I’m left wondering whether there’s something here worth pursuing. Could one achieve an exhaustive list of ‘logical’ constructions. Presumably at some stage contact should be made with these type constructions as adjoints, as universal.

## Re: Logic as Invariant Theory Revisited

James Dolan always used to emphasize to me that Galois theory was ultimately about the duality between logic and groupoid theory. In simple terms: you can’t define a function that picks out one of several elements with some property in a theory that has a symmetry nontrivially permuting these elements. He repeatedly urged me to look into Beth’s definability theorem as a way to make this precise in classical first-order logic.

Interestingly, the first example in the link I just gave has a strong flavor of Galois theory, since it concerns polynomials. But it doesn’t mention groups or groupoids, so one would have to tease that out.

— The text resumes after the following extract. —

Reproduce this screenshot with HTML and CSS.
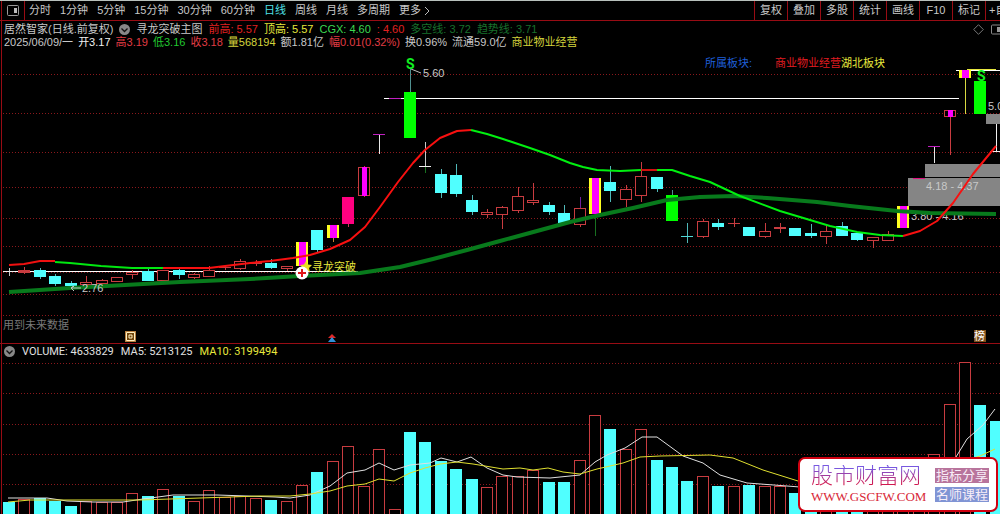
FILE: index.html
```html
<!DOCTYPE html>
<html lang="zh-CN">
<head>
<meta charset="utf-8">
<meta name="viewport" content="width=device-width, initial-scale=1">
<title>居然智家 日线</title>
<link rel="stylesheet" href="styles.css">
</head>
<body>
<main class="terminal">
  <nav class="toolbar">
    <button class="layout-toggle" type="button" aria-label="布局">
      <svg width="12" height="11" viewBox="0 0 12 11"><rect x=".5" y=".5" width="11" height="10" rx="1" fill="none" stroke="#999"/><rect x="7" y="3" width="3" height="5" fill="#bbb"/></svg>
    </button>
    <div class="periods">
      <button type="button">分时</button>
      <button type="button">1分钟</button>
      <button type="button">5分钟</button>
      <button type="button">15分钟</button>
      <button type="button">30分钟</button>
      <button type="button">60分钟</button>
      <button type="button" class="active">日线</button>
      <button type="button">周线</button>
      <button type="button">月线</button>
      <button type="button">多周期</button>
      <button type="button" class="more">更多
        <svg width="6" height="10" viewBox="0 0 6 10"><path d="M1 1L5 5L1 9" fill="none" stroke="#bbb"/></svg>
      </button>
    </div>
    <div class="tools">
      <button type="button">复权</button>
      <button type="button">叠加</button>
      <button type="button">多股</button>
      <button type="button">统计</button>
      <button type="button">画线</button>
      <button type="button">F10</button>
      <button type="button">标记</button>
      <button type="button" class="clipped">+自</button>
    </div>
  </nav>

  <section class="price-panel">
    <header class="info">
      <div class="info-row indicator-row">
        <span>居然智家(日线.前复权)</span>
        <svg class="chevron" width="11" height="11" viewBox="0 0 11 11"><circle cx="5.5" cy="5.5" r="5.5" fill="#888"/><path d="M2.5 4.5L5.5 7.5L8.5 4.5" fill="none" stroke="#111" stroke-width="1.3"/></svg>
        <span>寻龙突破主图</span>
        <span class="red">前高: 5.57</span>
        <span class="yellow">顶高: 5.57</span>
        <span class="lime">CGX: 4.60</span>
        <span class="red">: 4.60</span>
        <span class="forest">多空线: 3.72</span>
        <span class="forest">趋势线: 3.71</span>
        <span class="corner">
          <svg width="27" height="11" viewBox="0 0 27 11"><path d="M5.5 .7L10.3 5.5L5.5 10.3L.7 5.5Z" fill="none" stroke="#777"/><rect x="18.5" y="1" width="12" height="9" rx="1" fill="none" stroke="#888"/><rect x="24" y="3" width="3" height="5" fill="#999"/></svg>
        </span>
      </div>
      <div class="info-row quote-row">
        <span>2025/06/09/一</span>
        <span class="white">开3.17</span>
        <span class="rose">高3.19</span>
        <span class="green">低3.16</span>
        <span class="rose">收3.18</span>
        <span class="gold">量568194</span>
        <span>额1.81亿</span>
        <span class="rose">幅0.01(0.32%)</span>
        <span>换0.96%</span>
        <span>流通59.0亿</span>
        <span class="gold">商业物业经营</span>
      </div>
    </header>
    <svg class="chart" id="price" viewBox="0 50 1000 293" role="img" aria-label="日K线图"></svg>
  </section>

  <section class="volume-panel">
    <header class="volume-row">
      <svg class="chevron" width="11" height="11" viewBox="0 0 11 11"><circle cx="5.5" cy="5.5" r="5.5" fill="#888"/><path d="M2.5 4.5L5.5 7.5L8.5 4.5" fill="none" stroke="#111" stroke-width="1.3"/></svg>
      <span>VOLUME: 4633829</span>
      <span>MA5: 5213125</span>
      <span class="yellow">MA10: 3199494</span>
    </header>
    <svg class="chart" id="volume" viewBox="0 359 1000 155" role="img" aria-label="成交量"></svg>
  </section>

  <aside class="brand">
    <div class="brand-name">
      <strong>股市财富网</strong>
      <span>WWW.GSCFW.COM</span>
    </div>
    <div class="brand-tags">
      <span class="tag tag-rose">指标分享</span>
      <span class="tag tag-blue">名师课程</span>
    </div>
  </aside>
</main>
<script src="chart.js"></script>
</body>
</html>
```
FILE: styles.css
```css
* { box-sizing: border-box; }
body {
  margin: 0;
  background: #000;
  color: #c8c8c8;
  font: 11px/13px "Liberation Sans", "Noto Sans CJK SC", sans-serif;
}
.terminal {
  position: relative;
  overflow: hidden;
  border-top: 1px solid #b8c0bc;
  background: linear-gradient(#980c14, #980c14) 1px 0 / 1px 100% no-repeat #000;
}
button {
  margin: 0;
  padding: 0;
  border: 0;
  background: none;
  color: inherit;
  font: inherit;
  white-space: nowrap;
}
.toolbar {
  display: flex;
  align-items: stretch;
  height: 20px;
  border-bottom: 1px solid #980c14;
}
.layout-toggle {
  display: flex;
  align-items: center;
  padding: 0 5px 0 7px;
  border-right: 1px solid #980c14;
}
.periods {
  display: flex;
  align-items: center;
  gap: 9px;
  padding-left: 4px;
}
.periods .active { color: #4fe0e8; }
.more { display: flex; align-items: center; gap: 3px; }
.tools { display: flex; margin-left: auto; }
.tools button {
  width: 33px;
  border-left: 1px solid #980c14;
}
.tools .clipped { width: 15px; overflow: hidden; padding-left: 3px; text-align: left; }

.price-panel { border-bottom: 1px solid #980c14; }
.info { padding: 2px 0 1px 4px; }
.info-row { display: flex; align-items: center; white-space: nowrap; }
.indicator-row { gap: 6px; }
.quote-row { gap: 5px; }
.corner { display: flex; margin-left: auto; }
.chevron { flex: none; }
.chart { display: block; width: 100%; height: auto; }

.volume-row {
  display: flex;
  align-items: center;
  gap: 7px;
  height: 15px;
  padding-left: 4px;
  color: #e0e0e0;
  font-family: Roboto, "Noto Sans CJK SC", sans-serif;
}

.white { color: #f0f0f0; }
.red { color: #e02020; }
.rose { color: #e03c44; }
.yellow { color: #e8e83c; }
.gold { color: #d4d43c; }
.lime { color: #3cd850; }
.green { color: #20c830; }
.forest { color: #17702c; }

.grid { stroke: #8a181c; stroke-dasharray: 1 2; }
.up { fill: #000; stroke: #c83c40; }
.up-flat { fill: #c83c40; }
.down { fill: #50ffff; }
.limit { fill: #00ff00; }
.pink { fill: #ff0080; }
.magenta { fill: #ff00ff; }
.signal { fill: #ffff20; }
.zone { fill: #858585; }
.line { fill: none; stroke-linejoin: round; }
.mark { font-family: "Liberation Sans", "Noto Sans CJK SC", sans-serif; font-size: 11px; fill: #c8c8c8; }
.mark-blue { fill: #1f5fd8; }
.mark-red { fill: #e01c20; }
.mark-yellow { fill: #e8e83c; }
.mark-dim { fill: #787878; }
.mark-white { fill: #fff; }
.mark-sell { fill: #10f020; font-family: Roboto, sans-serif; font-size: 14px; font-weight: bold; }

.brand {
  position: absolute;
  right: 2px;
  bottom: 2px;
  display: flex;
  align-items: center;
  justify-content: space-between;
  width: 200px;
  height: 55px;
  padding: 0 7px 0 11px;
  border: 2px solid #d00010;
  border-radius: 7px;
  background: #fff;
}
.brand-name { display: flex; flex-direction: column; gap: 2px; }
.brand-name strong {
  color: transparent;
  background: linear-gradient(#7858e0 15%, #d01850 85%);
  background-clip: text;
  -webkit-background-clip: text;
  font-size: 22px;
  line-height: 22px;
  font-weight: 300;
}
.brand-name span {
  color: #d82838;
  font: 13px/16px "Liberation Serif", serif;
}
.brand-tags { display: flex; flex-direction: column; gap: 4px; }
.tag { padding: 0 1px; color: #f8eef8; font-size: 13px; line-height: 15px; }
.tag-rose { background: #b8749c; }
.tag-blue { background: #8094d4; }
```
FILE: chart.js
```js
const NS = "http://www.w3.org/2000/svg";
const cx = i => Math.round(9 + 15.42 * i);

function add(svg, tag, attrs, text) {
  const el = document.createElementNS(NS, tag);
  for (const k in attrs) el.setAttribute(k, attrs[k]);
  if (text) el.textContent = text;
  svg.appendChild(el);
}
function rect(svg, cls, x, y, w, h) {
  add(svg, "rect", { class: cls, x, y, width: w, height: h });
}
function fill(svg, color, x, y, w, h) {
  add(svg, "rect", { fill: color, x, y, width: w, height: h });
}
function line(svg, points, color, width) {
  add(svg, "polyline", { class: "line", points, stroke: color, "stroke-width": width });
}
function label(svg, t, x, y, c) {
  add(svg, "text", { class: "mark " + c, x, y }, t);
}
function grid(svg, rows) {
  rows.forEach(y => add(svg, "line", { class: "grid", x1: 3, x2: 1000, y1: y + 0.5, y2: y + 0.5 }));
}

// kind, body top, body bottom, high, low
const candles = [
  ["w", 271, 272, 268, 276], ["f", 270, 273, 267, 274], ["c", 270, 277, 268, 279], ["c", 276, 284, 274, 286],
  ["c", 283, 286, 281, 289], ["r", 282, 285, 276, 286], ["r", 280, 284, 279, 285], ["r", 277, 282, 277, 282],
  ["r", 272, 275, 270, 279], ["c", 271, 281, 269, 281], ["r", 270, 281, 270, 281], ["c", 270, 275, 269, 279],
  ["r", 274, 278, 273, 279], ["r", 270, 277, 266, 277], ["f", 267, 268, 265, 270], ["r", 261, 269, 259, 270],
  ["f", 262, 264, 260, 266], ["c", 263, 268, 259, 269], ["r", 266, 269, 266, 271], ["y", 242, 266, 242, 266],
  ["c", 230, 250, 230, 253], ["y", 225, 238, 225, 242], ["p", 197, 224, 197, 227], ["m", 167, 196, 166, 197],
  ["t", 134, 135, 134, 154], ["d", 98, 99, 98, 99], ["g", 92, 138, 68, 138], ["w", 166, 167, 142, 173],
  ["c", 174, 193, 169, 198], ["c", 175, 194, 164, 197], ["c", 200, 212, 195, 215], ["r", 212, 215, 209, 218],
  ["r", 207, 215, 206, 229], ["r", 196, 211, 187, 213], ["r", 200, 203, 183, 205], ["c", 205, 212, 202, 215],
  ["c", 213, 224, 205, 224], ["r", 208, 225, 197, 227], ["y", 178, 214, 178, 236], ["c", 182, 191, 166, 202],
  ["r", 189, 200, 185, 207], ["r", 176, 196, 162, 202], ["c", 177, 189, 177, 192], ["g", 195, 221, 190, 221],
  ["x", 236, 237, 223, 243], ["r", 221, 237, 219, 238], ["c", 223, 227, 219, 230], ["f", 223, 224, 218, 227],
  ["c", 227, 236, 227, 236], ["r", 231, 237, 223, 238], ["r", 227, 229, 223, 233], ["c", 228, 236, 228, 236],
  ["c", 233, 236, 224, 238], ["r", 231, 237, 225, 244], ["c", 226, 236, 222, 236], ["c", 233, 240, 233, 241],
  ["r", 237, 241, 237, 248], ["r", 234, 241, 231, 241], ["y", 206, 228, 206, 228], ["q", 178, 179, 178, 179],
  ["t", 146, 147, 146, 163], ["m", 110, 117, 110, 155], ["y", 70, 78, 70, 114], ["g", 81, 114, 81, 114],
  ["w", 151, 152, 114, 152]
];
const wick = { w: "#c8c8c8", f: "#c83c40", c: "#50b8b8", r: "#c83c40", y: "#c88030", p: "#c83c60", m: "#c83c40",
  t: "#e8e8e8", d: "#c020c0", g: "#509090", x: "#50b8b8", q: "#e01080" };

function drawPrice(svg) {
  grid(svg, [74, 113, 152, 187, 218, 246, 272, 294, 315]);
  fill(svg, "#fff", 3, 271, 355, 1);
  fill(svg, "#fff", 384, 98, 575, 1);
  fill(svg, "#fff", 956, 70, 44, 1);

  candles.forEach(([k, top, bottom, high, low], i) => {
    const x = cx(i), h = bottom - top;
    let color = wick[k];
    if (i === 38) color = "#187020";
    if (i === 62) color = "#d8d840";
    fill(svg, color, x, high, 1, low - high);
    if (k === "c") rect(svg, "down", x - 6, top, 12, h);
    else if (k === "g") rect(svg, "limit", x - 6, top, 12, h);
    else if (k === "p") rect(svg, "pink", x - 6, top, 12, h);
    else if (k === "f") rect(svg, "up-flat", x - 6, top, 12, h);
    else if (k === "r") rect(svg, "up", x - 5.5, top + 0.5, 11, h - 1);
    else if (k === "m") {
      rect(svg, "up", x - 5.5, top + 0.5, 11, h - 1);
      rect(svg, "magenta", x - 2, top, 5, h);
    } else if (k === "y") {
      rect(svg, "signal", x - 6, top, 12, h);
      rect(svg, "magenta", x - 3, top, 7, h);
    } else {
      const bar = { w: "#f0f0f0", t: "#c020c0", d: "#c020c0", x: "#50d8d8", q: "#e01080" }[k];
      fill(svg, bar, x - 6, top, 12, 1);
    }
  });
  fill(svg, "#187020", cx(27), 167, 1, 6);
  fill(svg, "#7020a0", cx(37), 197, 1, 11);
  fill(svg, "#e8e840", 967, 69, 29, 1);

  rect(svg, "zone", 986, 114, 14, 10);
  rect(svg, "zone", 925, 164, 75, 13);
  rect(svg, "zone", 908, 178, 92, 28);
  fill(svg, "#e01080", 913, 178, 12, 1);
  fill(svg, "#f0f0f0", 996, 124, 1, 27);
  label(svg, "4.18 - 4.37", 926, 190, "");
  label(svg, "3.80 - 4.16", 911, 220, "");

  line(svg, "9,292 70,288 125,285 180,282 250,279 300,276 360,273 400,267 433,259 467,250 500,241 537,231 570,222 600,215 633,208 667,200 700,197 733,196 767,198 817,202 850,206 897,211 930,213 996,214", "#087a1c", 4);
  line(svg, "9,265 24,264 40,261 55,261", "#f01010", 2);
  line(svg, "55,262 70,263 101,266 132,268 163,268", "#00e810", 2);
  line(svg, "163,268 209,268 225,266 250,263 270,261 293,258 310,255 330,249 350,240 365,227 380,207 398,182 413,163 425,150 440,138 457,131 471,130", "#f81010", 2);
  line(svg, "471,130 487,134 503,139 518,144 530,148 550,155 570,163 583,167 597,170 620,171 641,170", "#00f010", 2);
  line(svg, "641,170 657,170", "#d01010", 2);
  line(svg, "657,170 672,170 690,176 710,182 740,196 780,211 810,220 830,226 857,232 880,235 903,236", "#00f010", 2);
  line(svg, "903,236 920,231 937,221 953,203 973,174 996,146", "#f81010", 2);

  line(svg, "411,69 421,73", "#c0c0c0", 1);
  line(svg, "81,288 71,288 74,286 71,288 74,291", "#c0c0c0", 1);
  [
    ["5.0", 988, 110, ""], ["所属板块:", 705, 67, "mark-blue"], ["商业物业经营", 775, 67, "mark-red"],
    ["湖北板块", 841, 67, "mark-yellow"], ["5.60", 423, 77, ""], ["2.76", 82, 292, ""],
    ["寻龙突破", 312, 271, "mark-yellow"], ["用到未来数据", 3, 329, "mark-dim"],
    ["S", 406, 69, "mark-sell"], ["S", 977, 81, "mark-sell"]
  ].forEach(m => label(svg, ...m));

  // buy marker
  add(svg, "path", { fill: "#e8e020", d: "M306 261L308 264.5L312 265L309 268L310 272L306 270L302 272L303 268L300 265L304 264.5Z" });
  add(svg, "circle", { cx: 302, cy: 273, r: 6.5, fill: "#fff" });
  add(svg, "path", { d: "M302 269V277M298 273H306", stroke: "#e01818", "stroke-width": 2 });

  // event badges on the time axis
  fill(svg, "#b88040", 125, 331, 11, 11);
  add(svg, "path", { d: "M126.5 332.5h8v8h-8zM129 335h3v3h-3z", fill: "#70450c", stroke: "#fff0c0", "stroke-width": 1 });
  fill(svg, "#80501c", 974, 330, 12, 12);
  label(svg, "榜", 974, 340, "mark-white");
  add(svg, "path", { fill: "#e02828", d: "M332 334L336 338H333V339H331V338H328Z" });
  add(svg, "path", { fill: "#3090d8", d: "M332 337L336 342H328Z" });
}

// kind (c = down, r = up), bar top
const volumes = "c502 r499 c498 c501 c506 r501 r502 r502 r493 c496 r489 c496 r501 r490 r497 r496 r498 c500 r501 r485 c472 r461 r446 r486 r449 r509 c432 c442 c461 c469 c479 r487 r476 r476 r470 c482 c482 r460 r415 c429 r449 r429 c460 c467 c481 r476 c486 r486 c485 r486 r486 c493 c493 r496 c498 c498 r498 r498 r496 r490 r454 r404 r362 c405 c421".split(" ");

function drawVolume(svg) {
  grid(svg, [363, 393, 424, 454, 484]);
  volumes.forEach((v, i) => {
    const top = +v.slice(1), x = cx(i);
    if (v[0] === "c") rect(svg, "down", x - 6, top, 12, 514 - top);
    else rect(svg, "up", x - 5.5, top + 0.5, 11, 520 - top);
  });
  line(svg, "8,498 47,498 67,501 93,502 123,502 143,499 173,495 217,495 247,496 275,497 290,498 310,495 330,486 347,473 365,470 379,463 394,470 410,465 430,463 441,458 457,462 471,457 487,468 503,475 517,477 550,478 580,475 595,462 607,455 625,448 642,437 657,437 683,456 703,463 720,475 747,483 787,486 800,487 920,487 956,457 967,439 983,425 995,409", "#e0e0e0", 1);
  line(svg, "8,502 30,500 140,500 200,498 260,496 290,496 310,494 330,491 347,486 365,484 379,479 394,481 410,473 425,468 440,464 457,462 473,464 503,469 520,468 533,470 548,468 563,472 580,474 597,469 623,463 640,457 660,456 710,455 733,458 748,464 763,470 798,481 900,481 980,456 995,449", "#e0e030", 1);
}

drawPrice(document.getElementById("price"));
drawVolume(document.getElementById("volume"));
```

I could be completely confused about what you’re getting at, but here’s my intuition:

If you don’t add any axioms to your theory besides ‘pure logic’ (whatever you choose to mean by that), a model of this theory may not have any nontrivial automorphisms. But in general models will have interesting automorphisms. For example, if you take the theory of an algebraically complete field of characteristic zero, any model of cardinality $2^{\aleph_0}$ should have an enormous symmetry group, namely $Gal(\mathbb{C}/\mathbb{Q})$.

In this example I’m using classical first-order logic, since that’s what I understand best. I’m also using the fact that theory of an algebraically complete field of characteristic zero is uncountably categorical, so all models of a given uncountable cardinality are isomorphic. This lets me talk about a group instead of a groupoid.

But extrapolating, I’d guess that if you can set up ‘the theory of an $n$-sphere’ in homotopy type theory, it should have a $\infty$-groupoid of models where the symmetries of any model — or at least any ‘standard’ model — are the homotopy autoequivalences of the $n$-sphere.

There’s a lot I don’t understand about this, but maybe someone can figure it out!